Abstract

Many ARDS survivors have evidence of pulmonary fibrosis after ARDS clinical resolution. A clinically relevant animal model is essential for assessing disease progression, since most ALI models using LPS do not evolve with persistent inflammation, limiting the understanding of which factors determine adequate repair or progression to fibrosis in the advanced stages of the disease. In this study, we proposed a model of ALI that associates LPS with high O2 concentration, aimed to induce a severe pulmonary lesion with chronic evolution to lung fibrosis. Mice were divided into 6 groups: CTR-4h, CTR-3w, LPS-4h, LPS-3w, LPS+O2-4h and LPS+O2-3w. LPS groups received 200µg of LPS IT and were euthanized after 4 hours or 3 weeks. LPS+O2 groups received 200µg of LPS IT+72 hours of O2 80% and were euthanized after 4 hours or 3 weeks. We analyzed lung tissue inflammation, pulmonary cytokine levels in BALF, the expression of pulmonary SOD-2 activity, and the deposition of collagen and elastic fibers in the pulmonary parenchyma.
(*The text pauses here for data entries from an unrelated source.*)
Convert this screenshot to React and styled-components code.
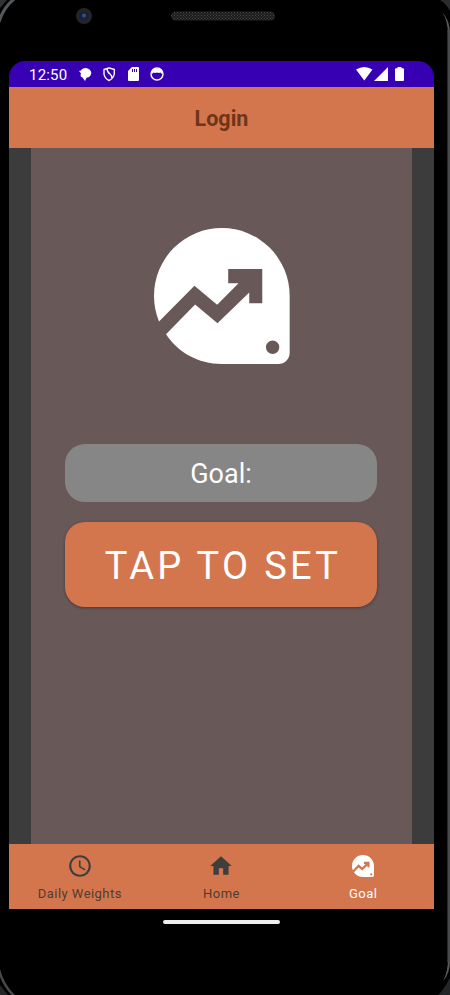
import React from "react";
import styled, { createGlobalStyle } from "styled-components";

const Global = createGlobalStyle`
  * { box-sizing: border-box; }
  body { margin: 0; background: #000; font-family: Roboto, sans-serif; }
`;
const Device = styled.div`
  position: relative;
  width: 450px;
  height: 995px;
  padding: 0 16px 0 9px;
  background: #000;
  overflow: hidden;
  display: flex;
  flex-direction: column;
`;
const Bezel = styled.svg`
  position: absolute;
  inset: 0;
  pointer-events: none;
`;
const TopBezel = styled.div`
  height: 61px;
  flex: none;
`;
const StatusBar = styled.div`
  height: 26px;
  flex: none;
  background: #3700b3;
  border-radius: 16px 16px 0 0;
  display: flex;
  align-items: center;
  justify-content: space-between;
  padding: 0 29px 0 20px;
  color: #fff;
`;
const Clock = styled.span`
  font-size: 15px;
  letter-spacing: 0.2px;
  line-height: 26px;
  width: 48px;
  padding-top: 1px;
`;
const StatusGroup = styled.div`
  display: flex;
  align-items: center;
`;
const StatusIcon = styled.svg`
  display: block;
  width: ${(p) => p.$w}px;
  height: 16px;
`;
const Header = styled.header`
  height: 61px;
  flex: none;
  background: #d4764d;
  display: flex;
  align-items: center;
  justify-content: center;
`;
const Title = styled.h1`
  margin: 2px 0 0;
  font-size: 21.5px;
  line-height: 28px;
  font-weight: 700;
  color: #6e3519;
`;
const Main = styled.main`
  height: 696px;
  flex: none;
  background: #3c3c3c;
  padding: 0 22px;
`;
const Content = styled.section`
  height: 100%;
  background: #685857;
  display: flex;
  flex-direction: column;
  align-items: center;
  padding: 80px 35px 0 34px;
`;
const LogoSvg = styled.svg`
  display: block;
  width: ${(p) => p.$size}px;
  height: ${(p) => p.$size}px;
  margin-left: ${(p) => p.$nudge || 0}px;
`;
const GoalField = styled.div`
  width: 100%;
  height: 58px;
  margin-top: 80px;
  border-radius: 20px;
  background: #868686;
  color: #fff;
  font-size: 27px;
  display: flex;
  align-items: center;
  justify-content: center;
  padding-top: 2px;
`;
const SetButton = styled.button`
  width: 100%;
  height: 85px;
  margin-top: 20px;
  border: 0;
  border-radius: 20px;
  background: #d4764d;
  color: #fff;
  font: 400 38px Roboto, sans-serif;
  letter-spacing: 3.3px;
  padding: 2px 0 0 4px;
  white-space: nowrap;
  box-shadow: 0 1px 3px rgba(0, 0, 0, 0.35);
`;
const Nav = styled.nav`
  height: 65px;
  flex: none;
  background: #d4764d;
  display: grid;
  grid-template-columns: repeat(3, 1fr);
`;
const Tab = styled.a`
  display: flex;
  flex-direction: column;
  align-items: center;
  padding-top: 9px;
  color: ${(p) => (p.$active ? "#fff" : "#513c31")};
`;
const IconSlot = styled.span`
  height: 26px;
  display: flex;
  align-items: center;
`;
const TabLabel = styled.span`
  margin-top: 6px;
  font-size: 13px;
  line-height: 17px;
  letter-spacing: 0.45px;
`;
const HomePill = styled.div`
  width: 117px;
  height: 4px;
  flex: none;
  margin: 11px 0 0 154px;
  border-radius: 2px;
  background: #f1edf1;
`;

function GoalLogo({ size, nudge }) {
  return (
    <LogoSvg $size={size} $nudge={nudge} viewBox="42 39 407 407">
      <path
        fill="#fff"
        fillRule="evenodd"
        d="M57 319 163 212 231 269 295 204H264V162H366V264H327V232L232 324 165 268 78 357C112 410 174 446 245 446H414A34 34 0 0 0 448 412V242A203 203 0 0 0 42 242C42 269 47 295 57 319ZM417 396A20 20 0 1 1 377 396A20 20 0 1 1 417 396Z"
      />
    </LogoSvg>
  );
}

function DeviceFrame() {
  return (
    <Bezel width="450" height="995" viewBox="0 0 450 995">
      <defs>
        <pattern id="mesh" width="3" height="3" patternUnits="userSpaceOnUse">
          <rect width="3" height="3" fill="#1c1c1c" />
          <path d="M0 0h1v1H0zM1.5 1.5h1v1h-1z" fill="#484848" />
        </pattern>
      </defs>
      <path d="M-1 22Q3 8 14 -1" fill="none" stroke="#55585a" strokeWidth="3" />
      <path d="M0 8 7 0H0Z" fill="#303234" />
      <path d="M-1 970Q3 985 14 996" fill="none" stroke="#47484a" strokeWidth="2.5" />
      <path d="M0 985 8 995H0Z" fill="#242526" />
      <path d="M440 0Q447 4 451 13V0Z" fill="#2b2c2e" />
      <path d="M442 12Q448 20 448 36V958Q448 972 443 981Q450 974 450 960V34Q450 20 442 12Z" fill="#58595b" />
      <path d="M448.7 30V962" stroke="#48494b" strokeWidth="2.6" />
      <path d="M451 975Q445 989 437 996H451Z" fill="#242526" />
      <circle cx="84" cy="16" r="8" fill="#252527" />
      <circle cx="84" cy="16" r="4.5" fill="#15203d" />
      <circle cx="84" cy="15.5" r="2" fill="#3c4c7c" />
      <rect x="171" y="11.5" width="104" height="9" rx="4.5" fill="url(#mesh)" />
    </Bezel>
  );
}

export default function App() {
  return (
    <>
      <Global />
      <Device>
        <DeviceFrame />
        <TopBezel />
        <StatusBar>
          <StatusGroup>
            <Clock>12:50</Clock>
            <StatusIcon $w={96} viewBox="77 66 96 16">
              <path fill="#fff" d="M79 71 81 70.5Q82 68 86 68Q91 69 91.3 73Q91 77 86.5 77.8L85 81L82.5 77.5Q80.5 77 80.5 75L81 73.5Z" />
              <path fill="none" stroke="#fff" strokeWidth="1.4" strokeLinejoin="round" d="M104 69.5 109 67.8 114.3 69.5V74Q113.5 78.5 109 80.5Q104.7 78.5 104 74ZM107.2 69Q107 72 110 74Q112 75.5 111.8 78" />
              <path fill="#fff" fillRule="evenodd" d="M132 67H138Q139 67 139 68V80Q139 81 138 81H129Q128 81 128 80V71ZM132 69V72H133V69ZM134 69V72H135V69ZM136 69V72H137V69Z" />
              <circle cx="157" cy="74" r="6" fill="none" stroke="#fff" strokeWidth="1.4" />
              <path fill="#fff" d="M152 74V71L154 69H160L162 71V74L160.5 72.5 159 73 157 72.5 155 73 153.5 72.5Z" />
            </StatusIcon>
          </StatusGroup>
          <StatusIcon $w={49} viewBox="356 66 49 16">
            <path fill="#fff" d="M356 69.5Q364.3 64.5 372.5 69.5L364.3 80.5ZM388 67V81H374ZM397.5 67H401.5V68.2H403Q404 68.2 404 69.2V80Q404 81 403 81H396Q395 81 395 80V69.2Q395 68.2 396 68.2H397.5Z" />
          </StatusIcon>
        </StatusBar>
        <Header>
          <Title>Login</Title>
        </Header>
        <Main>
          <Content>
            <GoalLogo size={136} nudge={2} />
            <GoalField>Goal:</GoalField>
            <SetButton>TAP TO SET</SetButton>
          </Content>
        </Main>
        <Nav>
          <Tab>
            <IconSlot>
              <svg width="26" height="26" viewBox="0 0 24 24" fill="#3f3e3c">
                <path d="M11.99 2C6.47 2 2 6.48 2 12s4.47 10 9.99 10C17.52 22 22 17.52 22 12S17.52 2 11.99 2zM12 20c-4.42 0-8-3.58-8-8s3.58-8 8-8 8 3.58 8 8-3.58 8-8 8zm.5-13H11v6l5.25 3.15.75-1.23-4.5-2.67z" />
              </svg>
            </IconSlot>
            <TabLabel>Daily Weights</TabLabel>
          </Tab>
          <Tab>
            <IconSlot>
              <svg width="26" height="26" viewBox="0 0 24 24" fill="#3f3e3c">
                <path d="M10 20v-6h4v6h5v-8h3L12 3 2 12h3v8z" />
              </svg>
            </IconSlot>
            <TabLabel>Home</TabLabel>
          </Tab>
          <Tab $active>
            <IconSlot>
              <GoalLogo size={22} />
            </IconSlot>
            <TabLabel>Goal</TabLabel>
          </Tab>
        </Nav>
        <HomePill />
      </Device>
    </>
  );
}
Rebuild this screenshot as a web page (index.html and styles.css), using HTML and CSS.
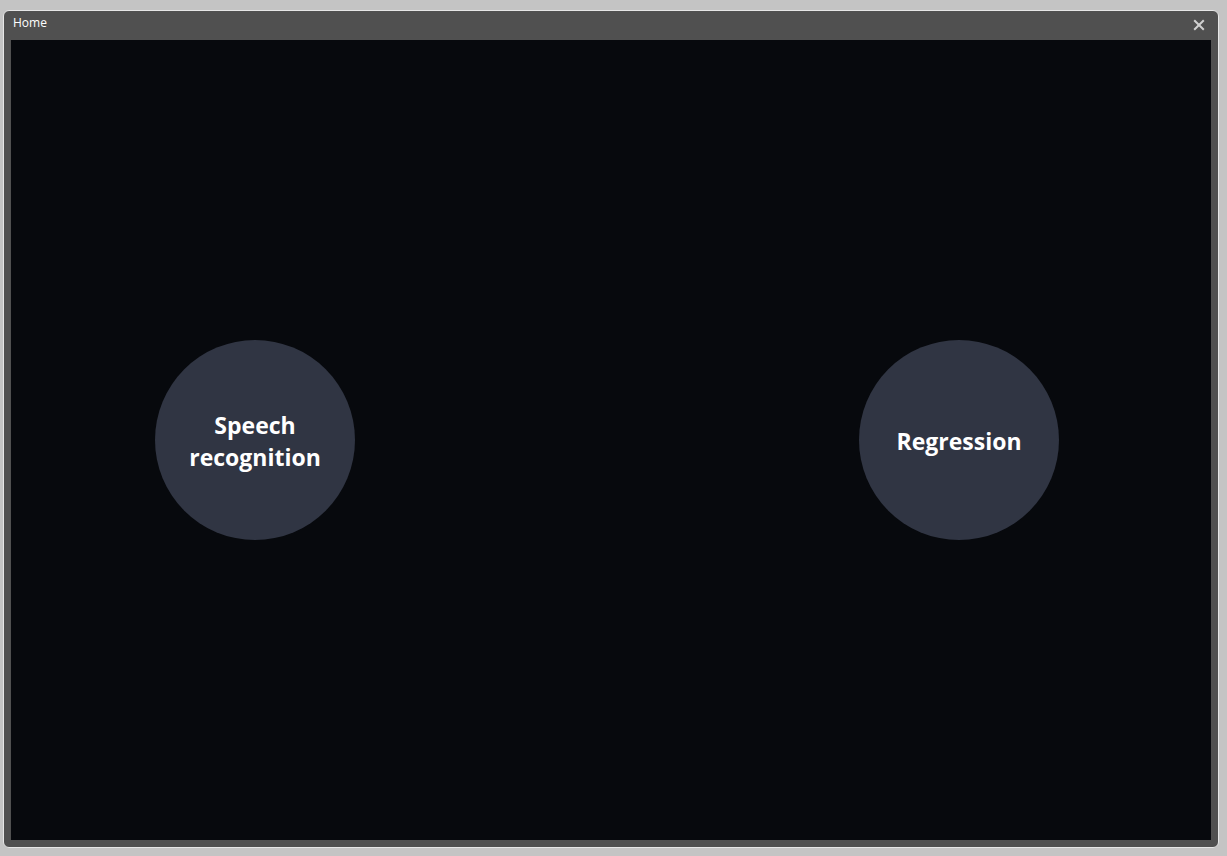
FILE: index.html
```
<!DOCTYPE html>
<html lang="en">
<head>
<meta charset="utf-8">
<title>Home</title>
<link rel="stylesheet" href="styles.css">
</head>
<body>
<div class="window">
  <header class="titlebar">
    <h1 class="title">Home</h1>
    <button class="close" type="button" aria-label="Close">
      <svg width="12" height="12" viewBox="0 0 12 12" aria-hidden="true"><path d="M1.2 1.2L10.8 10.8M10.8 1.2L1.2 10.8"/></svg>
    </button>
  </header>
  <main class="content">
    <button class="choice" type="button">Speech recognition</button>
    <button class="choice" type="button">Regression</button>
  </main>
</div>
</body>
</html>
```
FILE: styles.css
```
* {
  box-sizing: border-box;
}

body {
  margin: 0;
  min-height: 100vh;
  padding: 10px 8px 8px 3px;
  display: flex;
  background: #c4c4c4;
  color: #fff;
  font-family: "Segoe UI", "Open Sans", "Noto Sans", sans-serif;
}

.window {
  flex: 1;
  display: flex;
  flex-direction: column;
  padding: 0 7px 7px;
  border: 1px solid #e6e6e6;
  border-radius: 6px;
  background: #505050;
}

.titlebar {
  height: 29px;
  display: flex;
  align-items: center;
  justify-content: space-between;
  padding: 0 6px 2px 2px;
}

.title {
  margin: 0;
  padding-bottom: 4px;
  font-size: 12px;
  line-height: 16px;
  font-weight: 400;
}

.close {
  display: flex;
  padding: 0;
  border: 0;
  background: none;
}

.close path {
  fill: none;
  stroke: #d0d0d0;
  stroke-width: 2;
}

.content {
  flex: 1;
  display: flex;
  align-items: center;
  justify-content: space-between;
  padding: 0 152px 0 144px;
  background: #07090d;
}

.choice {
  width: 200px;
  height: 200px;
  padding: 2px 20px 0;
  border: 0;
  border-radius: 50%;
  background: #303543;
  color: #fff;
  font-family: inherit;
  font-size: 23px;
  font-weight: 700;
  line-height: 32px;
}
```
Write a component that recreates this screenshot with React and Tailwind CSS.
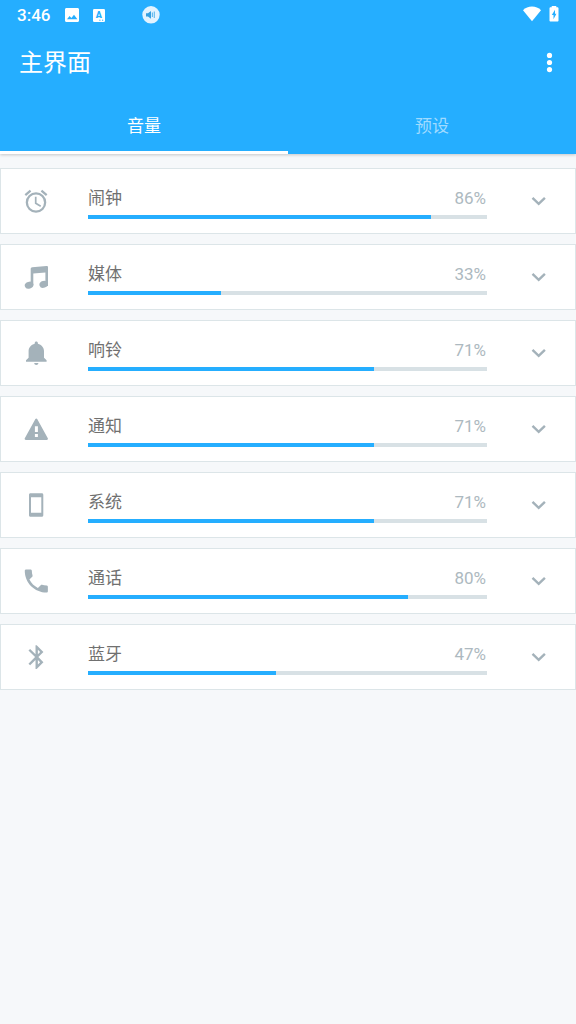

The LPS ALI model showed high number of neutrophils in lung tissue, and high levels of IL-6, KC and TNF in BALF in the LPS-4h group, and  high levels of IL-4 and TGF-ß in the LPS-3w group. Parenchymal remodeling was not observed in the LPS groups. The LPS+O2 ALI model showed high number of neutrophils and high levels of IL-6 and IL-10 in both 4h and 3w groups, high levels of IL-1ß and KC in LPS+O2-4h group, high expression of SOD-2 in both 4h and 3w groups, and high content of collagen and elastic fibers in lung tissue in the LPS+O2-3w group.  Our results show that the LPS+O2 model induced an acute lung injury with persistent pulmonary inflammation and remodeling after 3 weeks. Funding: CAPES, CNPq.